Ils ont tous proposé des définitions.
"L'innovation, c'est..."
Mais
là, il y a un problème, un problème majeur. C'est que, n'en déplaise à
toutes ces belles personnes, ce n'est que par artifice que l'innovation
peut se dire en sujet. En fait, au fond de la réalité du langage,
l'innovation ne peut être qu'un prédicat, un attribut. On ne postule la
réalité directe de l'innovation que par abus de langage. L'innovation
n'est pas. C'est telle action de formation qui est innovante, tel
dispositif éducatif qui innove, tel outil pédagogique qui est une
innovation...
'Innovation' est un mot dont la charge
référentielle est toute relative, un mot tout en relations, un mot qui
n'a de sens que lorsqu'il est accompagné... Bref un mot qui ne veut
rien dire à lui seul. C'est peut-être pour ça qu'il est tant employé...
Au magasin du langage quotidien, je le range sur la même étagère que
progrès, évolution, modernisation, etc., sur l'étagère des mots utilisés à tort et à
travers, des mots slogans, des mots mensonges.
Et
encore, quand on a dit ça, on n'a rien dit. Car on n'innove pas comme
ça, en l'air. On innove à partir d'un état qu'on brutalise pour passer
à un autre état qu'on n'imagine pas forcément tel qu'il adviendra. L'innovation est passage hasardeux, mouvement plus ou moins
dirigé, trajectoire plus ou moins tracée, action plus ou moins logique
- et plutôt moins que plus en général.
Et encore faut-il qu'on innove sous
contrôle social ! Sinon ça reste une simple invention, une petite
trouvaille. Combien de gens inventent dans leur coin, comme ça, pour
eux, sans forfanterie ! Sans innover !
Et encore faut-il que le discours
académique et normalisateur s'en empare. Sinon ça ne se voit pas, ça ne
se sait pas, ça ne se dit pas. Mais là encore il y a un gros problème :
l'instabilité du mouvement qui caractérise l'innovation n'est pas
soluble dans le discours académique. Rendre compte d'une
innovation avec les schémas préformatés de la science, des sciences
humaines par exemple, c'est comme prendre en photo le vol du papillon,
prendre un cliché des gestes par lesquels le chef de chœur communique avec ses choristes : on perd la grâce et le
tempo. C'est figer le mouvement, stabiliser l'instable, menotter la
révolte. Le seul mode de compte rendu qui laissera à l'innovation ses
élans et ses ruades, c'est l'écriture praticienne, écriture non bridée a priori, écriture ouverte à la respiration de l'écrivant, qu'il invente ou qu'il innove.

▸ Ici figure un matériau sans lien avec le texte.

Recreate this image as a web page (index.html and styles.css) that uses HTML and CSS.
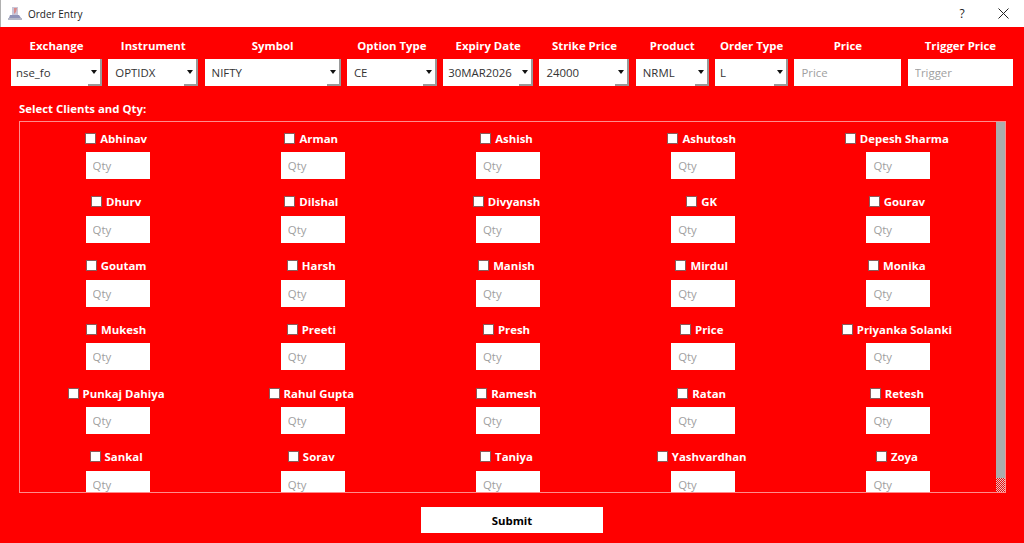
FILE: index.html
```html
<!DOCTYPE html>
<html lang="en">
<head>
    <meta charset="UTF-8">
    <meta name="viewport" content="width=device-width, initial-scale=1.0">
    <title>Order Entry</title>
    <link rel="stylesheet" href="styles.css">
</head>
<body>
    <!-- Window title bar -->
    <div class="title-bar">
        <svg class="app-icon" width="15" height="15" viewBox="0 0 15 15">
            <rect x="4" y="1" width="6" height="8" fill="#c9c6d8"/>
            <path d="M6 2 L9 2 L8 6 L6 8 Z" fill="#d98a8a"/>
            <path d="M2 9 L11 9 L13 12 L1 12 Z" fill="#8f93b8"/>
            <rect x="0" y="12" width="14" height="2" fill="#b4b8c8"/>
        </svg>
        <span class="title-text">Order Entry</span>
        <span class="help-button">?</span>
        <svg class="close-button" width="11" height="11" viewBox="0 0 11 11">
            <path d="M0.5 0.5 L10.5 10.5 M10.5 0.5 L0.5 10.5" stroke="#222" stroke-width="1" fill="none"/>
        </svg>
    </div>

    <div class="main">
        <!-- Order fields -->
        <div class="order-fields">
            <div class="field">
                <label>Exchange</label>
                <div class="combo combo-tight"><select><option>nse_fo</option></select></div>
            </div>
            <div class="field">
                <label>Instrument</label>
                <div class="combo"><select><option>OPTIDX</option></select></div>
            </div>
            <div class="field">
                <label>Symbol</label>
                <div class="combo"><select><option>NIFTY</option></select></div>
            </div>
            <div class="field">
                <label>Option Type</label>
                <div class="combo"><select><option>CE</option></select></div>
            </div>
            <div class="field">
                <label>Expiry Date</label>
                <div class="combo combo-tight"><select><option>30MAR2026</option></select></div>
            </div>
            <div class="field">
                <label>Strike Price</label>
                <div class="combo"><select><option>24000</option></select></div>
            </div>
            <div class="field">
                <label>Product</label>
                <div class="combo"><select><option>NRML</option></select></div>
            </div>
            <div class="field">
                <label>Order Type</label>
                <div class="combo combo-tight"><select><option>L</option></select></div>
            </div>
            <div class="field">
                <label>Price</label>
                <input class="text-input" type="text" placeholder="Price">
            </div>
            <div class="field">
                <label>Trigger Price</label>
                <input class="text-input" type="text" placeholder="Trigger">
            </div>
        </div>

        <div class="section-title">Select Clients and Qty:</div>

        <!-- Clients list -->
        <div class="clients-box">
            <div class="clients-grid">
                <div class="client"><label><input type="checkbox">Abhinav</label><input class="qty" type="text" placeholder="Qty"></div>
                <div class="client"><label><input type="checkbox">Arman</label><input class="qty" type="text" placeholder="Qty"></div>
                <div class="client"><label><input type="checkbox">Ashish</label><input class="qty" type="text" placeholder="Qty"></div>
                <div class="client"><label><input type="checkbox">Ashutosh</label><input class="qty" type="text" placeholder="Qty"></div>
                <div class="client"><label><input type="checkbox">Depesh Sharma</label><input class="qty" type="text" placeholder="Qty"></div>

                <div class="client"><label><input type="checkbox">Dhurv</label><input class="qty" type="text" placeholder="Qty"></div>
                <div class="client"><label><input type="checkbox">Dilshal</label><input class="qty" type="text" placeholder="Qty"></div>
                <div class="client"><label><input type="checkbox">Divyansh</label><input class="qty" type="text" placeholder="Qty"></div>
                <div class="client"><label><input type="checkbox">GK</label><input class="qty" type="text" placeholder="Qty"></div>
                <div class="client"><label><input type="checkbox">Gourav</label><input class="qty" type="text" placeholder="Qty"></div>

                <div class="client"><label><input type="checkbox">Goutam</label><input class="qty" type="text" placeholder="Qty"></div>
                <div class="client"><label><input type="checkbox">Harsh</label><input class="qty" type="text" placeholder="Qty"></div>
                <div class="client"><label><input type="checkbox">Manish</label><input class="qty" type="text" placeholder="Qty"></div>
                <div class="client"><label><input type="checkbox">Mirdul</label><input class="qty" type="text" placeholder="Qty"></div>
                <div class="client"><label><input type="checkbox">Monika</label><input class="qty" type="text" placeholder="Qty"></div>

                <div class="client"><label><input type="checkbox">Mukesh</label><input class="qty" type="text" placeholder="Qty"></div>
                <div class="client"><label><input type="checkbox">Preeti</label><input class="qty" type="text" placeholder="Qty"></div>
                <div class="client"><label><input type="checkbox">Presh</label><input class="qty" type="text" placeholder="Qty"></div>
                <div class="client"><label><input type="checkbox">Price</label><input class="qty" type="text" placeholder="Qty"></div>
                <div class="client"><label><input type="checkbox">Priyanka Solanki</label><input class="qty" type="text" placeholder="Qty"></div>

                <div class="client"><label><input type="checkbox">Punkaj Dahiya</label><input class="qty" type="text" placeholder="Qty"></div>
                <div class="client"><label><input type="checkbox">Rahul Gupta</label><input class="qty" type="text" placeholder="Qty"></div>
                <div class="client"><label><input type="checkbox">Ramesh</label><input class="qty" type="text" placeholder="Qty"></div>
                <div class="client"><label><input type="checkbox">Ratan</label><input class="qty" type="text" placeholder="Qty"></div>
                <div class="client"><label><input type="checkbox">Retesh</label><input class="qty" type="text" placeholder="Qty"></div>

                <div class="client"><label><input type="checkbox">Sankal</label><input class="qty" type="text" placeholder="Qty"></div>
                <div class="client"><label><input type="checkbox">Sorav</label><input class="qty" type="text" placeholder="Qty"></div>
                <div class="client"><label><input type="checkbox">Taniya</label><input class="qty" type="text" placeholder="Qty"></div>
                <div class="client"><label><input type="checkbox">Yashvardhan</label><input class="qty" type="text" placeholder="Qty"></div>
                <div class="client"><label><input type="checkbox">Zoya</label><input class="qty" type="text" placeholder="Qty"></div>
            </div>
            <div class="scrollbar"><div class="scrollbar-corner"></div></div>
        </div>

        <div class="submit-row">
            <button class="submit-button">Submit</button>
        </div>
    </div>
</body>
</html>
```

FILE: styles.css
```css
html, body {
    height: 100%;
}

body {
    margin: 0;
    width: 1024px;
    height: 543px;
    overflow: hidden;
    display: flex;
    flex-direction: column;
    background-color: #ff0000;
    font-family: "Open Sans", "Noto Sans", sans-serif;
    font-size: 11.4px;
}

.title-bar {
    height: 27px;
    flex: none;
    box-sizing: border-box;
    display: flex;
    align-items: center;
    padding-left: 7px;
    background-color: white;
    border-left: 1px solid #b0b0b0;
    color: #222;
}

.app-icon {
    margin-right: 5px;
}

.title-text {
    flex: 1;
    font-size: 10px;
}

.help-button {
    width: 12px;
    margin-right: 30px;
    text-align: center;
    font-size: 12px;
}

.close-button {
    margin-right: 15px;
}

.main {
    flex: 1;
    min-height: 0;
    display: flex;
    flex-direction: column;
    padding: 10px 11px 0 11px;
    color: white;
}

.order-fields {
    display: grid;
    grid-template-columns: 91px 90px 136px 90px 90px 90px 73px 73px 107px 105.5px;
    column-gap: 6.3px;
}

.field {
    display: flex;
    flex-direction: column;
    align-items: stretch;
    gap: 5px;
}

.field label {
    height: 17px;
    line-height: 17px;
    text-align: center;
    font-weight: 700;
    white-space: nowrap;
}

.combo {
    position: relative;
    height: 27px;
}

.combo select {
    width: 100%;
    height: 100%;
    padding: 0 0 0 7px;
    border: none;
    border-radius: 0;
    appearance: none;
    background-color: white;
    color: #333;
    font-family: inherit;
    font-size: 11.4px;
}

.combo-tight select {
    padding-left: 5px;
}

/* dropdown arrow */
.combo::before {
    content: "";
    position: absolute;
    top: 11px;
    right: 5px;
    border-left: 3.5px solid transparent;
    border-right: 3.5px solid transparent;
    border-top: 4px solid #111;
}

/* bevel on the bottom right corner */
.combo::after {
    content: "";
    position: absolute;
    right: 0;
    bottom: 0;
    width: 14px;
    height: 100%;
    box-sizing: border-box;
    border-right: 2px solid #999;
    border-bottom: 2px solid #999;
}

.text-input {
    height: 27px;
    box-sizing: border-box;
    width: 100%;
    padding: 0 0 0 7px;
    border: none;
    border-radius: 0;
    background-color: white;
    font-family: inherit;
    font-size: 11.4px;
}

.text-input::placeholder,
.qty::placeholder {
    color: #a0a0a0;
    opacity: 1;
}

.section-title {
    margin: 14px 0 4px 8px;
    height: 17px;
    line-height: 17px;
    font-weight: 700;
}

.clients-box {
    flex: none;
    display: flex;
    width: 987px;
    height: 372px;
    margin-left: 8px;
    box-sizing: border-box;
    border: 1px solid #ff8c8c;
    overflow: hidden;
}

.clients-grid {
    flex: 1;
    min-width: 0;
    display: grid;
    grid-template-columns: repeat(5, 1fr);
    grid-auto-rows: 49px;
    row-gap: 14.8px;
    padding-top: 8px;
}

.client {
    display: flex;
    flex-direction: column;
    align-items: center;
    gap: 6px;
}

.client label {
    height: 16px;
    margin-right: 3px;
    display: flex;
    align-items: center;
    gap: 4px;
    font-weight: 700;
    white-space: nowrap;
}

.client input[type="checkbox"] {
    width: 11px;
    height: 11px;
    margin: 0;
    appearance: none;
    background-color: white;
    border: 1px solid #8a5a5a;
}

.qty {
    width: 64px;
    height: 27px;
    flex: none;
    box-sizing: border-box;
    padding: 0 0 0 7px;
    border: none;
    border-radius: 0;
    background-color: white;
    font-family: inherit;
    font-size: 11.4px;
}

.scrollbar {
    width: 9px;
    flex: none;
    display: flex;
    align-items: flex-end;
    background-color: #ababab;
}

.scrollbar-corner {
    width: 100%;
    height: 14px;
    background-image: conic-gradient(#ff0000 25%, #d0d0d0 0 50%, #ff0000 0 75%, #d0d0d0 0);
    background-size: 2px 2px;
}

.submit-row {
    display: flex;
    justify-content: center;
    margin-top: 14px;
}

.submit-button {
    width: 182px;
    height: 26px;
    padding: 0;
    border: none;
    border-radius: 0;
    background-color: white;
    color: black;
    font-family: inherit;
    font-size: 11.4px;
    font-weight: 700;
}
```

L'écriture qui sait rester rebelle.
Petits conseils de net-lecture, au hasard :
Françoise Cros et Georges Adamczewski (dir.), L'innovation en éducation et en formation (Bruxelles, De Boeck, 1996), avec présentation suisse...
Norbert Alter, L'innovation ordinaire de (éd. Presses Universitaires de France, 2000, coll.Sociologies ; avec une 3ème édition en format poche dès 2003), ouvrage souvent présenté, et qui a fait couler pas mal d'encre, par exemple la fiche de lecture de B. Lebeaupin, le point de vue d'A. Reverchon,
"Mon voisin l'Innovateur", Norbert Alter, in Libération du 6 mars 2001, rubrique Rebonds
Intervention de Norbert Alter et Françoise Cros lors du séminaire "epathie" du 23 mai 2002
Mes collègues du Centre de documentation sur la formation et le travail du CNAM avaient concocté une bibliographie en 1998 intitulée tout simplement L'innovation dans la formation des adultes et l'on mise en ligne
Enfin, je m'autorise à signaler mon étude vieille de dix ans : Les Cahiers d’Études du CUEEP, 1984/1995. Une double introduction, des fiches documentaires et des indices.
La première partie de ce document évoquait la richesse de la région
Nord-Pas de Calais, sous le titre "Recherche, création et production
documentaire en éducation et formation dans le Nord-Pas de Calais". Cette étude peut être lue comme une tentative de montrer le fonctionnement de l'innovation en région, notamment avec un zoom sur un organisme universitaire pas comme les autres et, en tout cas, comme on n'en fait plus.